De stuurgroep ‘maatregelen financiële beheersbaarheid jeugdzorg’ geeft opvolging aan het onderzoek van AEF naar de kosten in de jeugdzorg. In dat onderzoek blijkt dat gemeenten structureel 1,3 tot 1,5 miljard euro missen op hun jeugdzorgbudgetten. Ook adviseert onderzoeksbureau AEF om eerst een fundamentele discussie te voeren over het voorzieningen niveau in de jeugdzorg, voor er over bezuinigingen gesproken kan worden.

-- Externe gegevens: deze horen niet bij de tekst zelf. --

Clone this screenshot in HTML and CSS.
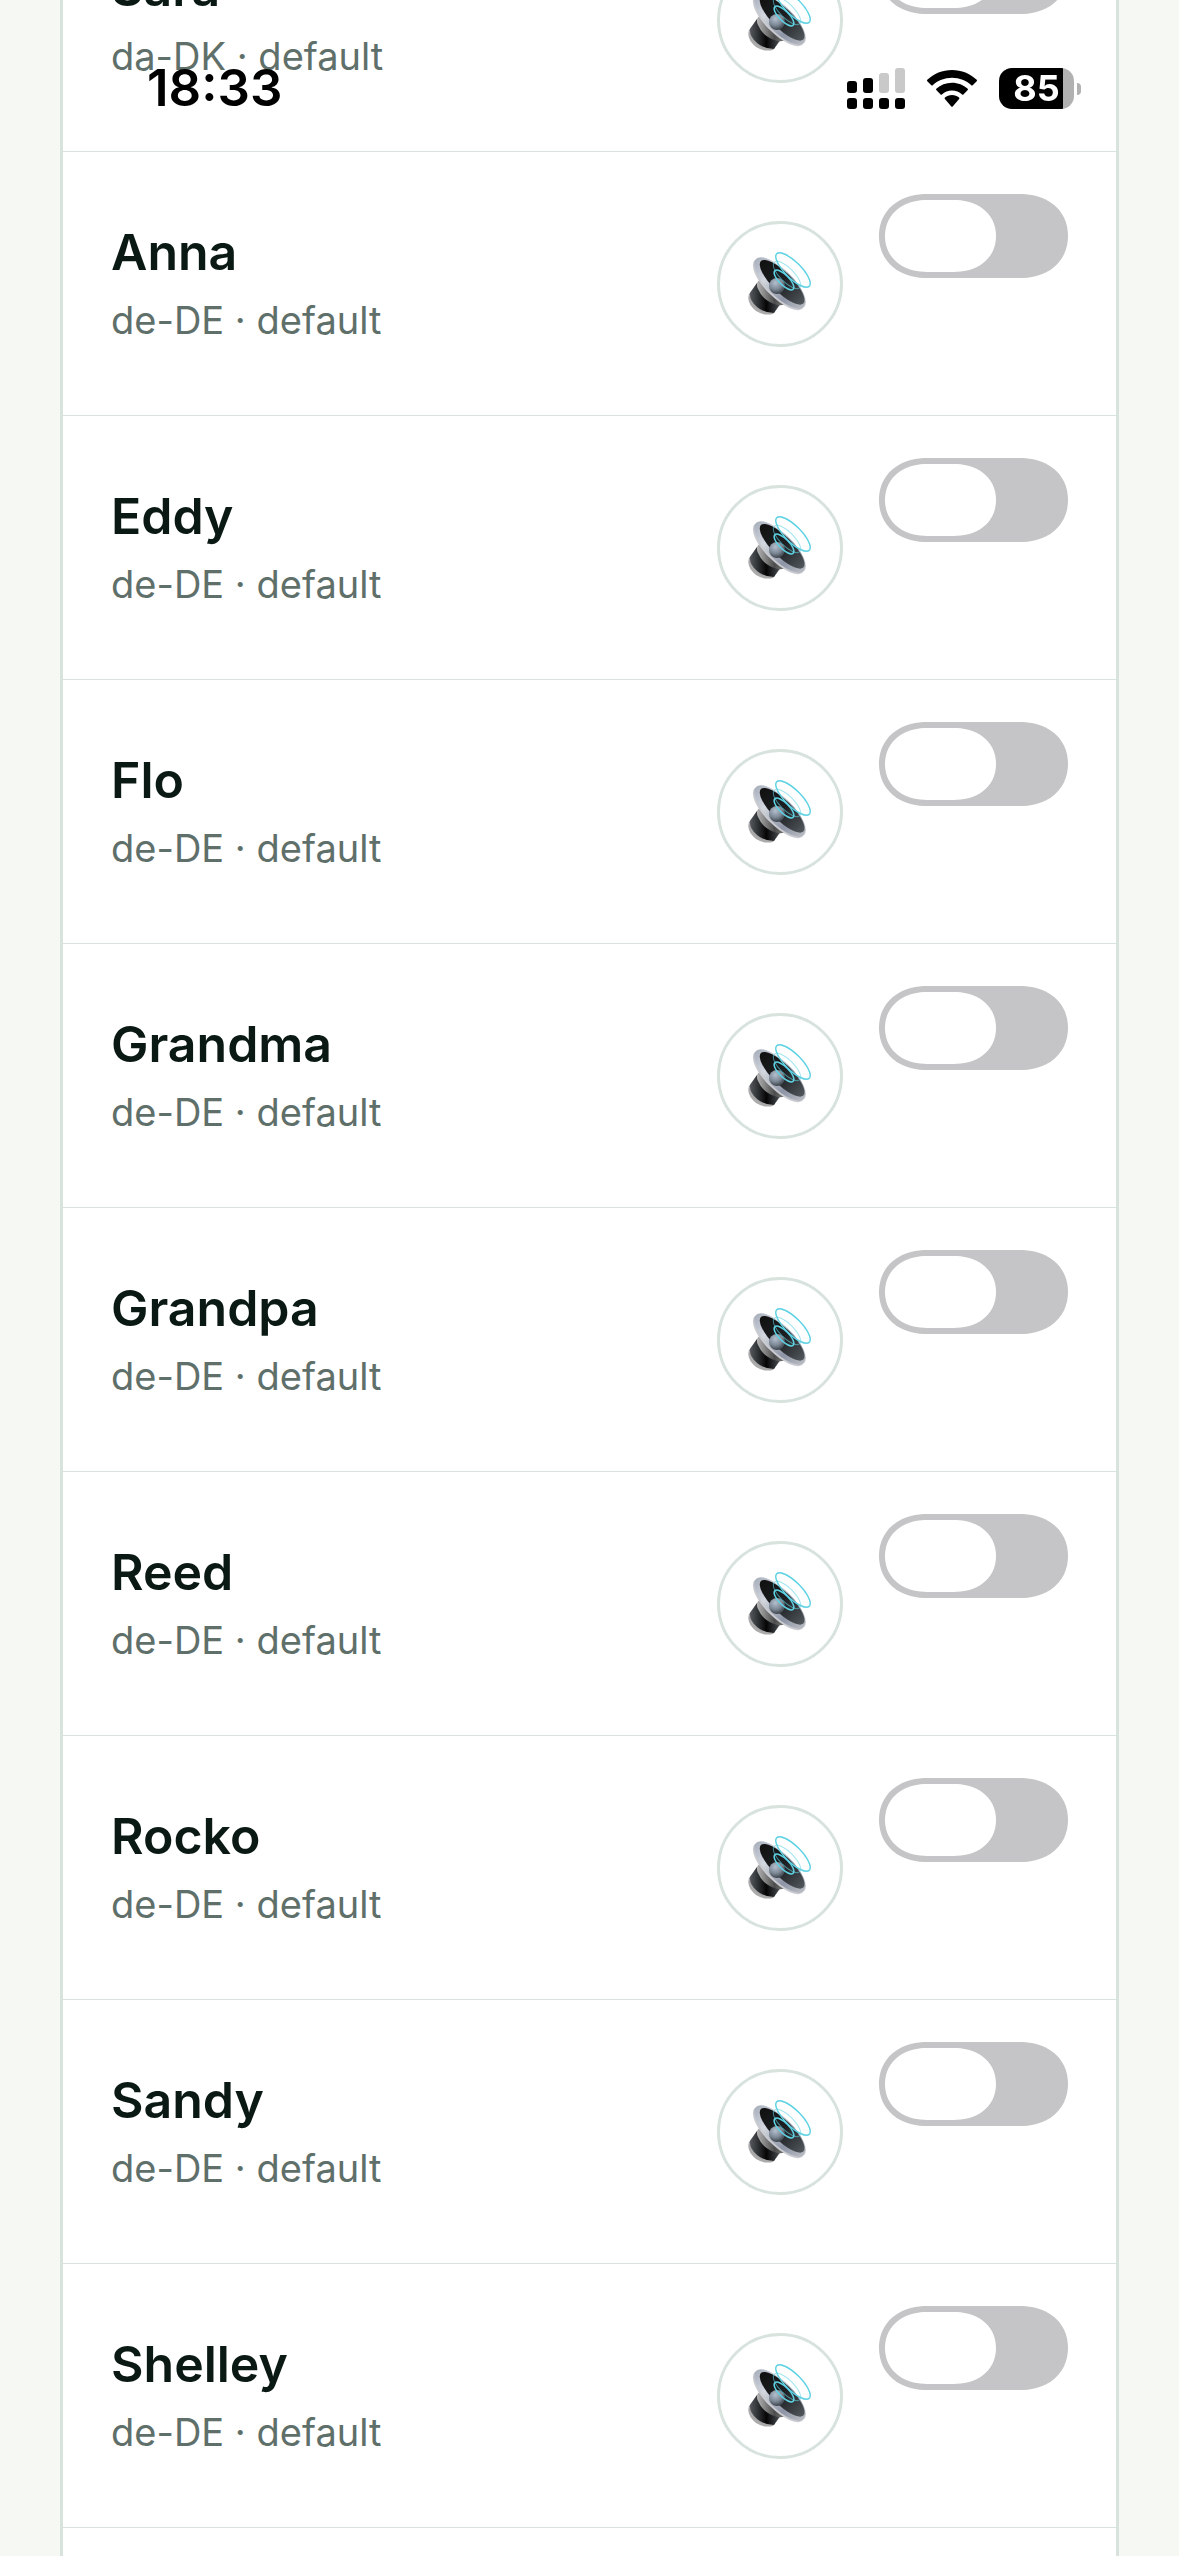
FILE: index.html
```
<!DOCTYPE html>
<html lang="en">
<head>
    <meta charset="UTF-8">
    <meta name="viewport" content="width=device-width, initial-scale=1.0">
    <title>Voices</title>
    <link rel="stylesheet" href="styles.css">
</head>
<body>
    <header class="status-bar">
        <span class="time">18:33</span>
        <div class="status-icons">
            <svg class="signal" viewBox="0 0 58 41" width="58" height="41">
                <g fill="#c9c9c9">
                    <rect x="32" y="5" width="10" height="20" rx="3"/>
                    <rect x="48" y="0" width="10" height="25" rx="3"/>
                </g>
                <rect x="0" y="13" width="10" height="12" rx="3"/>
                <rect x="16" y="10" width="10" height="15" rx="3"/>
                <rect x="0" y="30" width="10" height="11" rx="3"/>
                <rect x="16" y="30" width="10" height="11" rx="3"/>
                <rect x="32" y="30" width="10" height="11" rx="3"/>
                <rect x="48" y="30" width="10" height="11" rx="3"/>
            </svg>
            <svg class="wifi" viewBox="0 0 50 37" width="50" height="37">
                <path d="M25 0C15.500 0 6.700 3.700.300 9.800c-.4.400-.4 1 0 1.400l4 4c.4.400 1 .4 1.400 0C10.800 10.700 17.500 7.800 25 7.800s14.200 2.900 19.300 7.400c.4.400 1 .4 1.400 0l4-4c.4-.4.4-1 0-1.400C43.300 3.700 34.500 0 25 0z"/>
                <path d="M25 12.700c-6 0-11.500 2.300-15.700 6-.4.400-.4 1 0 1.400l4.300 4.300c.4.400.9.400 1.300 0 2.700-2.400 6.200-3.900 10.100-3.900s7.400 1.500 10.100 3.900c.4.400.9.400 1.300 0l4.300-4.300c.4-.4.4-1 0-1.400-4.200-3.700-9.700-6-15.700-6z"/>
                <path d="M25 25c-2.700 0-5.200 1-7.100 2.600-.4.400-.4 1 0 1.400l6.400 7.400c.4.400 1 .4 1.400 0l6.400-7.400c.4-.4.4-1 0-1.400C30.200 26 27.700 25 25 25z"/>
            </svg>
            <div class="battery"><span>85</span></div>
        </div>
    </header>

    <main class="voice-list" id="voice-list">
        <!-- Voice rows are inserted here -->
    </main>

    <!-- Speaker icon shared by all preview buttons -->
    <svg class="sprite" aria-hidden="true">
        <defs>
            <linearGradient id="rim" x1="0" y1="0" x2="1" y2="0">
                <stop offset="0" stop-color="#a9b0bd"/>
                <stop offset=".3" stop-color="#d3d8e0"/>
                <stop offset=".7" stop-color="#8d94a6"/>
                <stop offset="1" stop-color="#b9bcc2"/>
            </linearGradient>
            <linearGradient id="cone" x1="0" y1="0" x2="1" y2="0">
                <stop offset="0" stop-color="#111"/>
                <stop offset=".5" stop-color="#1d1f22"/>
                <stop offset="1" stop-color="#50565b"/>
            </linearGradient>
            <linearGradient id="neck" x1="0" y1="0" x2="1" y2="0">
                <stop offset="0" stop-color="#b5b5b5"/>
                <stop offset=".4" stop-color="#4c4c4c"/>
                <stop offset="1" stop-color="#c9c9c9"/>
            </linearGradient>
            <linearGradient id="magnet" x1="0" y1="0" x2="1" y2="0">
                <stop offset="0" stop-color="#55585c"/>
                <stop offset=".3" stop-color="#2a2d30"/>
                <stop offset=".55" stop-color="#050505"/>
                <stop offset="1" stop-color="#4a4f55"/>
            </linearGradient>
            <radialGradient id="dome" cx=".4" cy=".3" r=".7">
                <stop offset="0" stop-color="#b4c0cd"/>
                <stop offset=".6" stop-color="#7b8794"/>
                <stop offset="1" stop-color="#3d444b"/>
            </radialGradient>
        </defs>
        <symbol id="speaker" viewBox="0 0 64 64">
            <path d="M9 31L1 42q-3 9 7 17 8 5 17 3l7-9z" fill="#aaa"/>
            <path d="M9 31L2 41q-1 7 7 14 7 6 17 6l6-9z" fill="url(#magnet)"/>
            <path d="M12 27q-5 4-2 10 5 12 19 16 5 1 8-1l16 4-38-36z" fill="url(#neck)"/>
            <g transform="rotate(45 32 31)">
                <ellipse cx="32" cy="33" rx="34" ry="13" fill="#c9cbd0"/>
                <ellipse cx="32" cy="31" rx="34" ry="13" fill="url(#rim)"/>
                <ellipse cx="33" cy="29" rx="30" ry="10" fill="url(#cone)"/>
            </g>
            <circle cx="29" cy="34" r="8" fill="url(#dome)"/>
            <g fill="none" stroke="#5fd3e3">
                <ellipse cx="36" cy="28" rx="13" ry="5" stroke-width="1.500" transform="rotate(45 36 28)"/>
                <ellipse cx="39" cy="23" rx="18" ry="7" stroke-width="1" opacity=".6" transform="rotate(45 39 23)"/>
                <ellipse cx="45" cy="18" rx="23" ry="8" stroke-width="1.500" transform="rotate(45 45 18)"/>
            </g>
        </symbol>
    </svg>

    <script>
        const voices = [
            { name: 'Sara', lang: 'da-DK' },
            { name: 'Anna', lang: 'de-DE' },
            { name: 'Eddy', lang: 'de-DE' },
            { name: 'Flo', lang: 'de-DE' },
            { name: 'Grandma', lang: 'de-DE' },
            { name: 'Grandpa', lang: 'de-DE' },
            { name: 'Reed', lang: 'de-DE' },
            { name: 'Rocko', lang: 'de-DE' },
            { name: 'Sandy', lang: 'de-DE' },
            { name: 'Shelley', lang: 'de-DE' }
        ];

        const list = document.getElementById('voice-list');

        voices.forEach((voice, index) => {
            const row = document.createElement('div');
            row.classList.add('voice-row');
            row.innerHTML = `
                <label class="voice-info" for="voice-${index}">
                    <span class="voice-name">${voice.name}</span>
                    <span class="voice-meta">${voice.lang} · default</span>
                </label>
                <button class="preview-btn" type="button" aria-label="Preview ${voice.name}">
                    <svg width="64" height="64"><use href="#speaker"/></svg>
                </button>
                <input class="switch" type="checkbox" id="voice-${index}">
            `;
            list.appendChild(row);
        });
    </script>
</body>
</html>
```
FILE: styles.css
```
* {
    box-sizing: border-box;
}

body {
    display: flex;
    flex-direction: column;
    min-height: 100vh;
    margin: 0;
    padding: 0 60px;
    background-color: #f5f8f3;
    font-family: Inter, "Liberation Sans", sans-serif;
}

/* Status bar floats over the scrolled list */
.status-bar {
    position: fixed;
    top: 0;
    left: 0;
    right: 0;
    z-index: 1;
    display: flex;
    justify-content: space-between;
    align-items: center;
    padding: 56px 105px 0 147px;
    color: #000;
}

.time {
    font-size: 51px;
    font-weight: 600;
    line-height: 64px;
}

.status-icons {
    display: flex;
    align-items: center;
    gap: 22px;
}

.battery {
    position: relative;
    width: 75px;
    height: 41px;
    border-radius: 13px;
    background: linear-gradient(to right, #000 64px, #b1b1b1 64px);
    color: white;
    font-size: 36px;
    font-weight: 700;
    line-height: 41px;
    text-align: center;
}

.battery::after {
    content: "";
    position: absolute;
    top: 15px;
    right: -7px;
    width: 4px;
    height: 12px;
    border-radius: 0 4px 4px 0;
    background-color: #b1b1b1;
}

/* First row is scrolled partly out of view */
.voice-list {
    flex: 1;
    margin-top: -112px;
    border: 3px solid #d8e3de;
    border-width: 0 3px;
    background-color: white;
}

.voice-row {
    display: flex;
    align-items: center;
    gap: 36px;
    min-height: 264px;
    padding: 42px 48px;
    border-bottom: 1px solid #d8e3de;
}

.voice-info {
    display: flex;
    flex: 1;
    flex-direction: column;
    gap: 2px;
    padding-bottom: 2px;
}

.voice-name {
    color: #0b1915;
    font-size: 50px;
    font-weight: 600;
    line-height: 72px;
}

.voice-meta {
    color: #5f6f6a;
    font-size: 38px;
    line-height: 60px;
}

.preview-btn {
    display: flex;
    align-items: center;
    justify-content: center;
    width: 126px;
    height: 126px;
    padding: 0;
    border: 3px solid #d8e3de;
    border-radius: 50%;
    background-color: white;
    cursor: pointer;
}

.switch {
    appearance: none;
    align-self: flex-start;
    width: 189px;
    height: 84px;
    margin: 0;
    padding: 6px;
    border-radius: 48px / 42px;
    corner-shape: superellipse(1.1);
    background-color: #c5c5c7;
    cursor: pointer;
}

.switch::before {
    content: "";
    display: block;
    width: 111px;
    height: 72px;
    border-radius: 42px / 36px;
    corner-shape: superellipse(1.1);
    background-color: white;
}

.switch:checked {
    background-color: #34c759;
}

.switch:checked::before {
    margin-left: auto;
}

.sprite {
    position: absolute;
    width: 0;
    height: 0;
}
```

Lees op Zorgvisie het onderzoek van AEF naar de tekorten in de Jeugdzorg
Technocratisch perspectief
De BGZJ, een samenwerkingsverband van brancheorganisaties Jeugdzorg Nederland, de Nederlandse ggz, Vereniging Gehandicaptenzorg Nederland (VGN) en Vereniging Orthopedagogische Behandelcentra (VOBC), zat niet zelf in de stuurgroep, maar bood wel expertise aan. Volgens BGZJ gaat het in de stuurgroep te veel over bezuinigen en te weinig over de inhoud, dus trekken de samenwerkende partijen zich terug.
Niet medeverantwoordelijk
“We willen te allen tijde voorkomen dat de indruk kan ontstaan dat wij als BGZJ medeverantwoordelijkheid dragen voor een traject dat als oogmerk heeft enkel vanuit financieel, technocratisch perspectief bezuinigingsmaatregelen te willen opleveren”, schrijven ze in hun brief aan de stuurgroep.
Te krap tijdspad
Volgens de BGZJ moet tegelijkertijd onderzocht worden hoe de jeugdzorg verbeterd kan worden. Ook vinden de branches het tijdspad te krap. “Wat er in zes jaar (sinds de decentralisatie van de jeugdzorg, red.) is ‘ontspoord’, lijkt nu in drie maanden te moeten worden gerepareerd.”
Uitstroom
De BGZJ vindt dat er gekeken moet worden naar de instroom en uitstroom in de jeugd-ggz. Uit het onderzoek van AEF blijkt dat de oplopende kosten in de jeugdzorg vooral te maken hebben met stroperige uitstroom. De BGZJ pleit dan ook voor een soepelere overgang op de grenzen van stelsels in plaats van een harde ‘knip’ bij het bereiken van een bepaalde leeftijd.
Preventie
Ook preventie kan niet zomaar wegbezuinigd worden, vinden de branches. Uit het AEF-rapport blijkt dat investeringen in preventie en vroeg-signalering het beroep op zwaardere zorg niet doen afnemen, maar, vinden de branches, “hier gaat de kost voor de baat uit: als we met preventie bereiken dat jeugdigen hun school wel afronden en wel aan het werk komen en zich gelukkiger voelen, dan levert dit een enorme bijdrage aan de ontplooiingsmogelijkheden en het welzijn van jeugdigen. En daarmee aan het voorkomen van maatschappelijke kosten later.”